[Bug]: Title is coming as null for some of websites
crawl4ai version
crawl4ai/_version.py version = "0.5.0.post8"
Expected Behavior
Here is metadata object should show title as below:
"metdata": { "title": "Where's my refund? | Internal Revenue Service", "description": "See your personalized refund date as soon as the IRS processes your tax return and approves your refund. See your status starting around 24 hours after you e-file or 4 weeks after you mail a paper return.", "keywords": null, "author": null, "og:image:url": "https://www.irs.gov/pub/image/logo_small.jpg", "og:image:type": "image/jpeg", "og:image:alt": "IRS logo", "twitter:card": "summary", "twitter:description": "See your personalized refund date as soon as the IRS processes your tax return and approves your refund. See your status starting around 24 hours after you e-file or 4 weeks after you mail a paper return.", "twitter:title": "Where's my refund? | Internal Revenue Service", "twitter:image": "https://www.irs.gov/pub/image/logo_small.jpg", "twitter:image:alt": "IRS logo" }
Current Behavior
"metdata": { "title": null "description": "See your personalized refund date as soon as the IRS processes your tax return and approves your refund. See your status starting around 24 hours after you e-file or 4 weeks after you mail a paper return.", "keywords": null, "author": null, "og:image:url": "https://www.irs.gov/pub/image/logo_small.jpg", "og:image:type": "image/jpeg", "og:image:alt": "IRS logo", "twitter:card": "summary", "twitter:description": "See your personalized refund date as soon as the IRS processes your tax return and approves your refund. See your status starting around 24 hours after you e-file or 4 weeks after you mail a paper return.", "twitter:title": "Where's my refund? | Internal Revenue Service", "twitter:image": "https://www.irs.gov/pub/image/logo_small.jpg", "twitter:image:alt": "IRS logo" }
Is this reproducible?
Yes
Inputs Causing the Bug
any URLs from https://www.irs.gov/
like:
https://www.irs.gov/wheres-my-refund
Steps to Reproduce
run provided code snippest
Code snippets
# script.py
from typing import Literal
import sys
import json
from crawl4ai import AsyncWebCrawler
from crawl4ai.async_configs import BrowserConfig, CrawlerRunConfig
import asyncio
format = "markdown"
browser_config = BrowserConfig(verbose=False) # Default browser configuration
run_config = CrawlerRunConfig(verbose=False) # Default crawl run configuration
async with AsyncWebCrawler(config=browser_config) as crawler:
result = await crawler.arun(
url="https://www.irs.gov/wheres-my-refund",
config=run_config
)
# Print clean markdown content
output = { }
output["metadata"] = result.metadata
print(json.dumps(output))
OS
macOS
Python version
3.13.2
Browser
No response
Browser version
No response
Error logs & Screenshots (if applicable)
No response
RCA
The WebScrapingStrategy uses BeautifulSoup with the 'lxml' parser by default. This specific parser is failing to correctly identify or include the <title> tag in the parsed soup.head object when processing the "irs.gov" HTML.
cc @aravindkarnam
Can we have config allow to use other parser for Beautifulsoup?

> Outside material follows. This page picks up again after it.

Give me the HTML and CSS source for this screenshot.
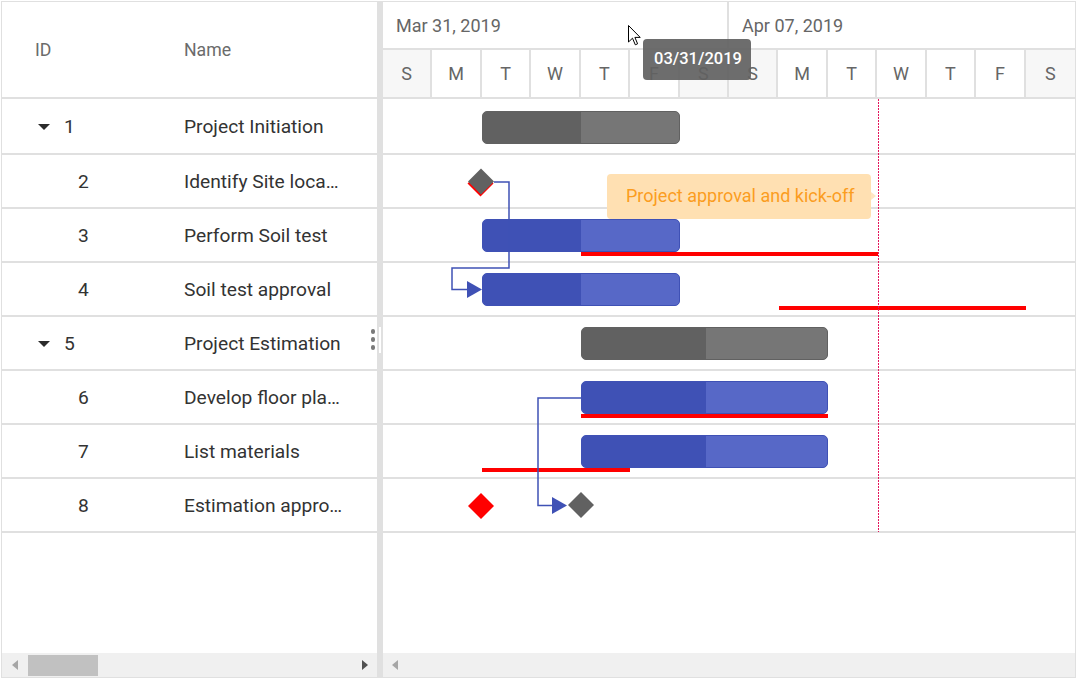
FILE: index.html
```html
<!DOCTYPE html>
<html>
<head>
<meta charset="utf-8">
<title>Gantt</title>
<link rel="stylesheet" href="styles.css">
</head>
<body>
<div class="gantt">
  <div class="grid-pane">
    <div class="grid-header">
      <div class="hcell hid">ID</div>
      <div class="hcell hname">Name</div>
    </div>
    <div class="grid-body">
      <div class="row first"><div class="cell id lvl0"><span class="expander"></span>1</div><div class="cell name">Project Initiation</div></div>
      <div class="row"><div class="cell id lvl1">2</div><div class="cell name">Identify Site location</div></div>
      <div class="row"><div class="cell id lvl1">3</div><div class="cell name">Perform Soil test</div></div>
      <div class="row"><div class="cell id lvl1">4</div><div class="cell name">Soil test approval</div></div>
      <div class="row"><div class="cell id lvl0"><span class="expander"></span>5</div><div class="cell name">Project Estimation</div><span class="kebab"><i></i><i></i><i></i></span></div>
      <div class="row"><div class="cell id lvl1">6</div><div class="cell name">Develop floor plan for estimation</div></div>
      <div class="row"><div class="cell id lvl1">7</div><div class="cell name">List materials</div></div>
      <div class="row"><div class="cell id lvl1">8</div><div class="cell name">Estimation approval</div></div>
    </div>
    <div class="hscroll">
      <span class="arr-left"></span>
      <span class="thumb"></span>
      <span class="spacer"></span>
      <span class="arr-right"></span>
    </div>
  </div>
  <div class="splitter"><span class="grip"></span></div>
  <div class="chart-pane">
    <div class="timeline">
      <div class="tier top">
        <div class="week">Mar 31, 2019</div>
        <div class="week last">Apr 07, 2019</div>
      </div>
      <div class="tier days">
        <div class="day weekend">S</div><div class="day">M</div><div class="day">T</div><div class="day">W</div><div class="day">T</div><div class="day">F</div><div class="day weekend">S</div>
        <div class="day weekend">S</div><div class="day">M</div><div class="day">T</div><div class="day">W</div><div class="day">T</div><div class="day">F</div><div class="day weekend last">S</div>
      </div>
    </div>
    <div class="chart-body">
      <div class="crow first">
        <div class="bar parent top12" style="left:99px;width:198px"><div class="prog" style="width:98px"></div></div>
      </div>
      <div class="crow"></div>
      <div class="crow">
        <div class="bar child" style="left:99px;width:198px"><div class="prog" style="width:98px"></div></div>
        <div class="baseline" style="left:198px;width:297px"></div>
      </div>
      <div class="crow">
        <div class="bar child" style="left:99px;width:198px"><div class="prog" style="width:98px"></div></div>
        <div class="baseline" style="left:396px;width:247px"></div>
      </div>
      <div class="crow">
        <div class="bar parent" style="left:198px;width:247px"><div class="prog" style="width:124px"></div></div>
      </div>
      <div class="crow">
        <div class="bar child" style="left:198px;width:247px"><div class="prog" style="width:124px"></div></div>
        <div class="baseline" style="left:198px;width:247px"></div>
      </div>
      <div class="crow">
        <div class="bar child" style="left:198px;width:247px"><div class="prog" style="width:124px"></div></div>
        <div class="baseline" style="left:99px;width:148px"></div>
      </div>
      <div class="crow"></div>

      <div class="overlay">
        <svg width="692" height="434" viewBox="0 0 692 434">
          <path d="M111 83 H126 V169 H69 V190.5 H85" stroke="#3f51b5" stroke-width="1.5" fill="none"/>
          <path d="M84 182 L99 190.5 L84 199 Z" fill="#3f51b5"/>
          <path d="M198 299 H155 V406.5 H170" stroke="#3f51b5" stroke-width="1.5" fill="none"/>
          <path d="M169 398 L184 406.5 L169 415 Z" fill="#3f51b5"/>
          <polygon points="97.5,71.5 110.5,84.5 97.5,97.5 84.5,84.5" fill="#ff0000"/>
          <polygon points="98,69.5 111,82.5 98,95.5 85,82.5" fill="#616161"/>
          <polygon points="98,394 111,407 98,420 85,407" fill="#ff0000"/>
          <polygon points="198,393 211,406 198,419 185,406" fill="#616161"/>
        </svg>
        <div class="marker"></div>
        <div class="event-label">Project approval and kick-off</div>
      </div>
    </div>
    <div class="hscroll">
      <span class="arr-left right-pane"></span>
    </div>
  </div>

  <div class="date-tip">03/31/2019</div>
  <svg class="cursor" width="14" height="22" viewBox="0 0 14 22">
    <path d="M0.5 0.5 V17 L4.5 13.2 L7.3 19.8 L9.6 18.8 L6.9 12.4 L12.2 12.4 Z" fill="#fff" stroke="#000" stroke-width="1" stroke-linejoin="round"/>
  </svg>
</div>
</body>
</html>
```

FILE: styles.css
```css
* {
  box-sizing: border-box;
}

body {
  margin: 0;
  background: #fff;
  font-family: Roboto, "Noto Sans", "Liberation Sans", sans-serif;
}

.gantt {
  position: relative;
  margin: 1px 0 0 1px;
  width: 1075px;
  height: 677px;
  border: 1px solid #e0e0e0;
  display: flex;
  overflow: hidden;
}

/* ---------- left grid ---------- */
.grid-pane {
  width: 375px;
  display: flex;
  flex-direction: column;
}

.grid-header {
  height: 97px;
  border-bottom: 2px solid #e0e0e0;
  display: flex;
  align-items: center;
  color: #6b6b6b;
  font-size: 17.7px;
  font-weight: 400;
}

.hcell.hid {
  width: 170px;
  padding-left: 33px;
}

.hcell.hname {
  padding-left: 12px;
}

.grid-body {
  flex: 1;
}

.row {
  position: relative;
  height: 54px;
  border-bottom: 2px solid #e0e0e0;
  display: flex;
  align-items: center;
  font-size: 19.2px;
  color: #333;
}

.row.first {
  height: 56px;
}

.cell.id {
  width: 170px;
  display: flex;
  align-items: center;
}

.cell.id.lvl0 {
  padding-left: 36px;
}

.cell.id.lvl1 {
  padding-left: 76px;
}

.expander {
  width: 0;
  height: 0;
  border-left: 6px solid transparent;
  border-right: 6px solid transparent;
  border-top: 6px solid #2b2b2b;
  margin-right: 14px;
  margin-top: 1px;
}

.cell.name {
  flex: 1;
  min-width: 0;
  padding: 0 34px 0 12px;
  white-space: nowrap;
  overflow: hidden;
  text-overflow: ellipsis;
}

.kebab {
  position: absolute;
  right: 2px;
  top: 12px;
  display: flex;
  flex-direction: column;
  gap: 3.5px;
}

.kebab i {
  display: block;
  width: 4.5px;
  height: 4.5px;
  border-radius: 50%;
  background: #7a7a7a;
}

/* ---------- scrollbars ---------- */
.hscroll {
  height: 24px;
  background: #f0f0f0;
  display: flex;
  align-items: center;
}

.arr-left {
  width: 0;
  height: 0;
  margin-left: 10px;
  border-top: 5.5px solid transparent;
  border-bottom: 5.5px solid transparent;
  border-right: 6px solid #a6a6a6;
}

.arr-left.right-pane {
  margin-left: 9px;
}

.thumb {
  margin-left: 10px;
  width: 70px;
  height: 21px;
  background: #c1c1c1;
}

.spacer {
  flex: 1;
}

.arr-right {
  width: 0;
  height: 0;
  margin-right: 9px;
  border-top: 5.5px solid transparent;
  border-bottom: 5.5px solid transparent;
  border-left: 6px solid #505050;
}

/* ---------- splitter ---------- */
.splitter {
  position: relative;
  width: 6px;
  background: #e0e0e0;
}

.grip {
  position: absolute;
  left: 2px;
  top: 325px;
  width: 2px;
  height: 26px;
  background: #fff;
}

/* ---------- chart ---------- */
.chart-pane {
  flex: 1;
  min-width: 0;
  display: flex;
  flex-direction: column;
}

.timeline {
  height: 97px;
  color: #666;
  font-size: 18px;
}

.tier.top {
  height: 48px;
  border-bottom: 2px solid #e0e0e0;
  display: flex;
}

.week {
  width: 346px;
  border-right: 2px solid #e0e0e0;
  padding-left: 13px;
  display: flex;
  align-items: center;
}

.week.last {
  flex: 1;
  border-right: none;
}

.tier.days {
  height: 49px;
  border-bottom: 2px solid #e0e0e0;
  display: grid;
  grid-template-columns: repeat(14, 1fr);
}

.day {
  border-right: 2px solid #e0e0e0;
  display: flex;
  align-items: center;
  justify-content: center;
}

.day.weekend {
  background: #f7f7f7;
}

.day.last {
  border-right: none;
}

.chart-body {
  position: relative;
  flex: 1;
}

.crow {
  position: relative;
  height: 54px;
  border-bottom: 2px solid #e0e0e0;
}

.crow.first {
  height: 56px;
}

.bar {
  position: absolute;
  top: 10px;
  height: 33px;
  border-radius: 5px;
  border: 1.5px solid;
  overflow: hidden;
}

.bar.top12 {
  top: 12px;
}

.bar .prog {
  height: 100%;
}

.bar.parent {
  background: #767676;
  border-color: #616161;
}

.bar.parent .prog {
  background: #616161;
}

.bar.child {
  background: #5768c7;
  border-color: #3f51b5;
}

.bar.child .prog {
  background: #3f51b5;
}

.baseline {
  position: absolute;
  top: 43px;
  height: 4px;
  background: #ff0000;
}

.overlay {
  position: absolute;
  left: 0;
  top: 0;
  width: 692px;
  height: 434px;
}

.overlay svg {
  position: absolute;
  left: 0;
  top: 0;
}

.marker {
  position: absolute;
  left: 495px;
  top: 0;
  width: 1px;
  height: 433px;
  background-image: linear-gradient(to bottom, #e3165b 0, #e3165b 2px, transparent 2px);
  background-size: 1px 3px;
}

.event-label {
  position: absolute;
  left: 224px;
  top: 75px;
  width: 264px;
  height: 45px;
  padding: 0 0 3px 19px;
  display: flex;
  align-items: center;
  background: #ffe0b2;
  color: #fb9d1f;
  font-size: 18px;
  border-radius: 4px;
}

.event-label::after {
  content: "";
  position: absolute;
  right: -5px;
  top: 18px;
  border-top: 4.5px solid transparent;
  border-bottom: 4.5px solid transparent;
  border-left: 5px solid #ffe6c4;
}

/* ---------- overlays ---------- */
.date-tip {
  position: absolute;
  left: 641px;
  top: 37px;
  width: 108px;
  height: 41px;
  padding: 0 0 2px 11px;
  display: flex;
  align-items: center;
  background: rgba(97, 97, 97, 0.92);
  color: #fff;
  font-size: 16.5px;
  font-weight: 500;
  border-radius: 4px;
}

.cursor {
  position: absolute;
  left: 626px;
  top: 23px;
}
```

OK, for anyone who want to use different parser for BeautifulSoup, you can add it like this: crawler.arun(parser='html.parser').
But the origin question is about handling invalid html site, so you need other way to handle this situiation.
The issue has been fixed in the develop branch and will be released soon.
It has been released and is now in the main branch.